Initial amendments in March 2025 had staggered deadlines—Vinyl Chloride submissions were due June 11, 2025, and the remaining chemicals by September 9, 2025. The new one year extension harmonizes the deadline for all substances, aiming to give companies more time while the EPA develops clearer guidance on submission formats and confidentiality protections.
According to the Federal Register notice, this additional time is “prudent,” allowing the EPA to ensure that quality data are received and used in its TSCA mandated chemical prioritization, risk evaluation, and risk management processes.
Trump Administration Withdraws Climate Guidance from NEPA Reviews
On May 28, 2025, the Council on Environmental Quality (CEQ) formally withdrew its interim guidance on the consideration of greenhouse gas (GHG) emissions and climate change in National Environmental Policy Act (NEPA) reviews. Originally issued in January 2023, the guidance was intended to help federal agencies assess climate impacts when evaluating major federal actions.
The withdrawal is part of the Trump administration’s broader deregulatory push under Executive Order 14154, Unleashing American Energy, which seeks to accelerate and streamline the federal permitting process.
This move follows CEQ’s February 25, 2025, interim final rule repealing its NEPA regulations and instructing agencies to revert to their own NEPA procedures. Federal agencies are now expected to revise or develop their individual NEPA processes, with updates due by February 19, 2026. In the meantime, agencies are directed to continue using their current NEPA practices, provided they align with the NEPA statute and the new executive order.
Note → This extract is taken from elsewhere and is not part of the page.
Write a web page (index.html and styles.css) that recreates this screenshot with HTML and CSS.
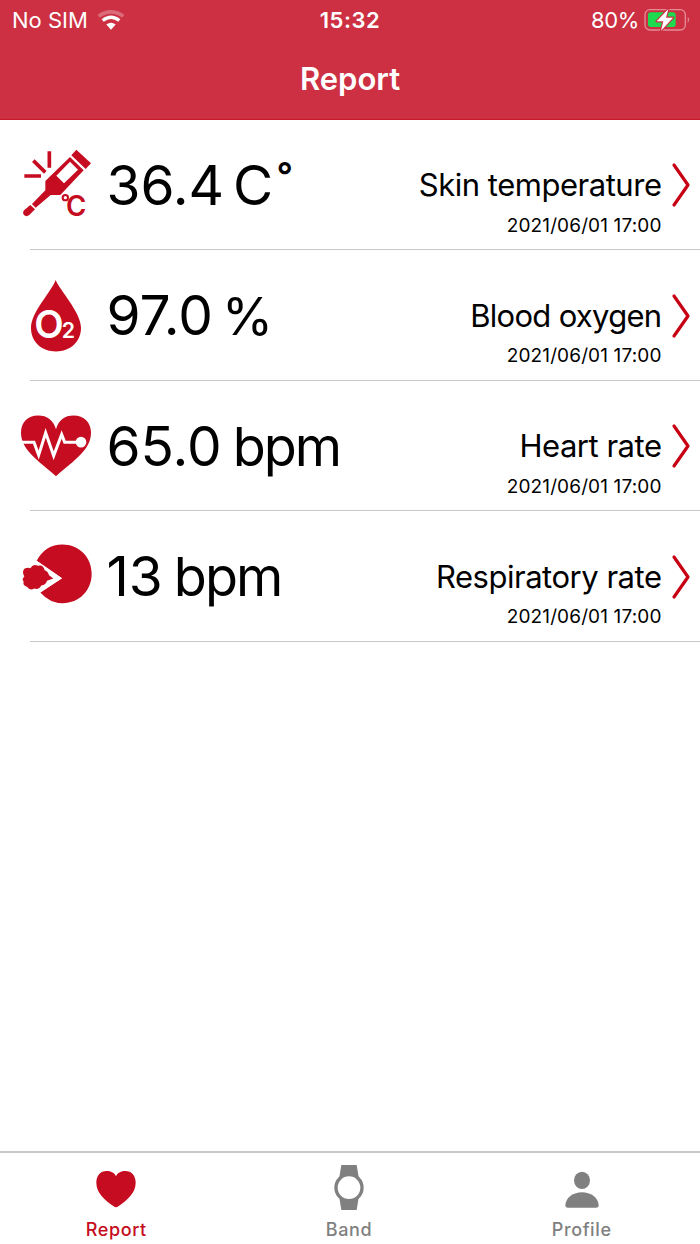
FILE: index.html
```html
<!DOCTYPE html>
<html lang="en">
<head>
  <meta charset="UTF-8">
  <meta name="viewport" content="width=device-width, initial-scale=1.0">
  <title>Report</title>
  <link rel="stylesheet" href="styles.css">
</head>
<body>

  <header>
    <div class="status-bar">
      <div class="carrier">
        <span>No SIM</span>
        <svg class="wifi" viewBox="0 0 84 62">
          <path d="M5 18Q42-8 79 18" fill="none" stroke="#dc6b79" stroke-width="11"/>
          <path d="M17 31Q42 11 67 31" fill="none" stroke="#fff" stroke-width="10"/>
          <path d="M28 43Q42 32 56 43L42 59Z" fill="#fff"/>
        </svg>
      </div>
      <div class="clock">15:32</div>
      <div class="power">
        <span>80%</span>
        <svg class="battery" viewBox="0 0 138 72">
          <rect x="3" y="5" width="121" height="61" rx="15" fill="none" stroke="#e38b96" stroke-width="4"/>
          <path d="M131 26Q140 35 131 45Z" fill="#e38b96"/>
          <rect x="12" y="13" width="83" height="44" rx="8" fill="#1dda4f"/>
          <path d="M73 3L38 40H58L51 68L87 29H66Z" fill="#fff" stroke="#cc3042" stroke-width="7" paint-order="stroke" stroke-linejoin="round"/>
        </svg>
      </div>
    </div>
    <h1>Report</h1>
  </header>

  <main>
    <div class="row">
      <svg class="icon" viewBox="0 0 291 270">
        <path d="M118 34V83M70 62L106 97M43 108H93" fill="none" stroke="#c50c20" stroke-width="11"/>
        <path d="M199 29L243 70L227 87L184 46Z"/>
        <path fill-rule="evenodd" d="M180 51L221 91L151 165H122L77 203L66 192L106 151V123ZM180 65L139 107L162 130L204 89Z"/>
        <path d="M61 195L75 208L58 225Q49 232 42 225Q36 217 43 210Z"/>
        <circle cx="166" cy="173" r="8" fill="none" stroke="#c50c20" stroke-width="6"/>
        <text class="celsius" x="168" y="227" textLength="61" lengthAdjust="spacingAndGlyphs">C</text>
      </svg>
      <div class="value">36.4<span class="unit">C</span><span class="degree">°</span></div>
      <div class="info">
        <div class="name">Skin temperature</div>
        <div class="date">2021/06/01 17:00</div>
      </div>
      <svg class="arrow" viewBox="0 0 20 46"><path d="M3 3L17 23L3 43"/></svg>
    </div>

    <div class="row">
      <svg class="icon" viewBox="0 1.8 291 270">
        <path d="M137 29C148 58 213 126 213 172C213 215 180 243 138 243C95 243 63 215 63 172C63 126 125 63 137 29Z"/>
        <text class="oxygen" x="73" y="204">O<tspan class="small">2</tspan></text>
      </svg>
      <div class="value">97.0<span class="unit percent">%</span></div>
      <div class="info">
        <div class="name oxygen-name">Blood oxygen</div>
        <div class="date">2021/06/01 17:00</div>
      </div>
      <svg class="arrow" viewBox="0 0 20 46"><path d="M3 3L17 23L3 43"/></svg>
    </div>

    <div class="row">
      <svg class="icon" viewBox="0 3.6 291 270">
        <path d="M138 88C146 61 163 47 191 47C222 47 243 68 243 98C243 149 197 178 138 229C79 178 33 149 33 98C33 68 53 47 84 47C112 47 130 61 138 88Z"/>
        <path d="M33 127H72L86 166L107 99L131 168L155 104L164 127H205" fill="none" stroke="#fff" stroke-width="9"/>
        <circle cx="213" cy="127" r="16" fill="#fff"/>
      </svg>
      <div class="value">65.0<span class="unit bpm">bpm</span></div>
      <div class="info">
        <div class="name">Heart rate</div>
        <div class="date">2021/06/01 17:00</div>
      </div>
      <svg class="arrow" viewBox="0 0 20 46"><path d="M3 3L17 23L3 43"/></svg>
    </div>

    <div class="row">
      <svg class="icon" viewBox="0 5.4 291 270">
        <path d="M80 92Q106 43 157 43C208 43 245 82 245 131C245 182 207 219 158 219Q119 219 91 187L156 144Z"/>
        <path d="M80 92L156 144L91 187L78 178L113 151L130 145L118 133L72 100Z" fill="#fff"/>
        <path d="M130 145L111 152Q108 164 94 166Q86 180 73 175Q59 182 51 170Q37 166 41 154Q34 148 43 139Q35 126 43 116Q53 110 61 114Q70 99 84 107Q99 101 104 120Q114 123 117 135Z"/>
      </svg>
      <div class="value">13<span class="unit bpm">bpm</span></div>
      <div class="info">
        <div class="name">Respiratory rate</div>
        <div class="date">2021/06/01 17:00</div>
      </div>
      <svg class="arrow" viewBox="0 0 20 46"><path d="M3 3L17 23L3 43"/></svg>
    </div>
  </main>

  <nav>
    <div class="tab active">
      <svg viewBox="0 0 150 150">
        <path d="M75 43C80 31 91 27 103 27C122 27 134 41 134 62C134 93 109 114 82 133Q75 139 68 133C41 114 16 93 16 62C16 41 28 27 47 27C59 27 70 31 75 43Z"/>
      </svg>
      <span>Report</span>
    </div>
    <div class="tab">
      <svg viewBox="0 0 150 150">
        <path d="M52 9H98L104 45H46ZM46 107H104L98 144H52Z"/>
        <circle cx="75" cy="77" r="39" fill="#fff" stroke="#808080" stroke-width="10"/>
      </svg>
      <span>Band</span>
    </div>
    <div class="tab">
      <svg viewBox="0 0 150 150">
        <ellipse cx="75" cy="55" rx="24" ry="26"/>
        <path d="M25 129C27 106 49 91 75 91C101 91 123 106 125 129Q125 137 117 137H33Q25 137 25 129Z"/>
      </svg>
      <span>Profile</span>
    </div>
  </nav>

</body>
</html>
```

FILE: styles.css
```css
body {
  margin: 0;
  font-family: Inter, "Liberation Sans", sans-serif;
  background-color: #fff;
  color: #000;
  display: flex;
  flex-direction: column;
  height: 1244px;
}

header {
  box-sizing: border-box;
  height: 119.5px;
  background-color: #cc3042;
  border-bottom: 1px solid #c8192c;
  color: #fff;
}

.status-bar {
  display: grid;
  grid-template-columns: 1fr auto 1fr;
  align-items: center;
  height: 40px;
  padding: 0 10px 0 12px;
  font-size: 22px;
}

.carrier, .power {
  display: flex;
  align-items: center;
}

.wifi {
  width: 28px;
  height: 21px;
  margin-left: 9px;
}

.clock {
  font-weight: 600;
  letter-spacing: 0.5px;
  margin-right: 2px;
}

.power {
  justify-content: flex-end;
  letter-spacing: -0.4px;
}

.battery {
  width: 46px;
  height: 24px;
  margin-left: 5px;
}

h1 {
  margin: 18px 0 0;
  font-size: 31px;
  line-height: 42px;
  font-weight: 600;
  text-align: center;
}

main {
  flex: 1;
}

.row {
  display: flex;
  align-items: flex-start;
  height: 130.5px;
  padding-left: 10px;
  background: linear-gradient(#c8c8c8, #c8c8c8) 30px 100% / 100% 1px no-repeat;
}

.icon {
  width: 97px;
  height: 90px;
  margin-top: 20.5px;
  fill: #c50c20;
}

.celsius {
  font-size: 85px;
  font-weight: 600;
}

.oxygen {
  font-size: 115px;
  font-weight: 600;
  letter-spacing: -6px;
  fill: #fff;
}

.small {
  font-size: 64px;
}

.value {
  margin: 32px 0 0 -0.5px;
  font-size: 55px;
  line-height: 66px;
  white-space: nowrap;
}

.unit {
  margin-left: 9px;
  letter-spacing: -1.8px;
}

.percent {
  font-size: 52px;
}

.bpm {
  margin-left: 11px;
  font-size: 54px;
  letter-spacing: -2px;
}

.degree {
  display: inline-block;
  margin-left: 5px;
  font-size: 36px;
  font-weight: 600;
  line-height: 30px;
  vertical-align: 17px;
}

.info {
  margin-left: auto;
  text-align: right;
}

.name {
  margin-top: 46.5px;
  font-size: 31px;
  line-height: 38px;
  letter-spacing: -0.48px;
}

.oxygen-name {
  letter-spacing: -0.7px;
}

.date {
  margin-top: 9.5px;
  font-size: 19px;
  line-height: 24px;
  letter-spacing: 0.13px;
}

.arrow {
  width: 20px;
  height: 46px;
  margin: 42.5px 9px 0 9.5px;
  fill: none;
  stroke: #c70013;
  stroke-width: 3.2;
  stroke-linecap: round;
  stroke-linejoin: round;
}

nav {
  display: flex;
  box-sizing: border-box;
  height: 93px;
  padding-right: 2px;
  border-top: 2px solid #c9c9c9;
}

.tab {
  flex: 1;
  display: flex;
  flex-direction: column;
  align-items: center;
  color: #808080;
  fill: #808080;
  font-size: 18px;
  font-weight: 500;
  line-height: 24px;
  letter-spacing: 0.6px;
}

.tab svg {
  width: 50px;
  height: 50px;
  margin: 9px 0 6px;
}

.tab.active {
  color: #c50c20;
  fill: #c50c20;
}
```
The withdrawn guidance had recommended that agencies limit their environmental reviews to “reasonably foreseeable” impacts—potentially narrowing climate and environmental considerations. It also advised agencies to exclude environmental justice analyses from NEPA reviews unless specifically required by law.
Supreme Court Narrows Scope of NEPA Environmental Reviews
On May 29, 2025, the U.S. Supreme Court unanimously ruled to limit the scope of environmental reviews under the National Environmental Policy Act (NEPA), holding that federal agencies are only required to consider the direct and immediate environmental impacts of infrastructure projects—not broader upstream or downstream consequences.
The decision came in Seven County Infrastructure Coalition v. Eagle County, a case centered on an 88-mile rail line proposed to transport waxy crude oil from Utah’s Uinta Basin to national rail networks. The Court found that the federal Surface Transportation Board was not obligated to evaluate the environmental impacts of oil drilling (upstream) or refining (downstream) when assessing the rail project’s environmental impact.
The justices reversed a prior ruling by the U.S. Court of Appeals for the D.C. Circuit, which had required broader environmental analysis. Writing for the Court, Justice Brett Kavanaugh emphasized NEPA’s limited procedural role:
“NEPA requires agencies to focus on the environmental effects of the project at issue. Under NEPA, the Board’s EIS did not need to address the environmental effects of upstream oil drilling or downstream oil refining. Rather, it needed to address only the effects of the 88-mile railroad line. And the Board’s EIS did so.”
Kavanaugh added that “NEPA is a procedural cross-check, not a substantive roadblock,” underscoring that the law’s intent is to inform—not impede—federal decision-making. The ruling is expected to ease the permitting process for major infrastructure and energy projects by narrowing the environmental impacts agencies must consider during NEPA reviews.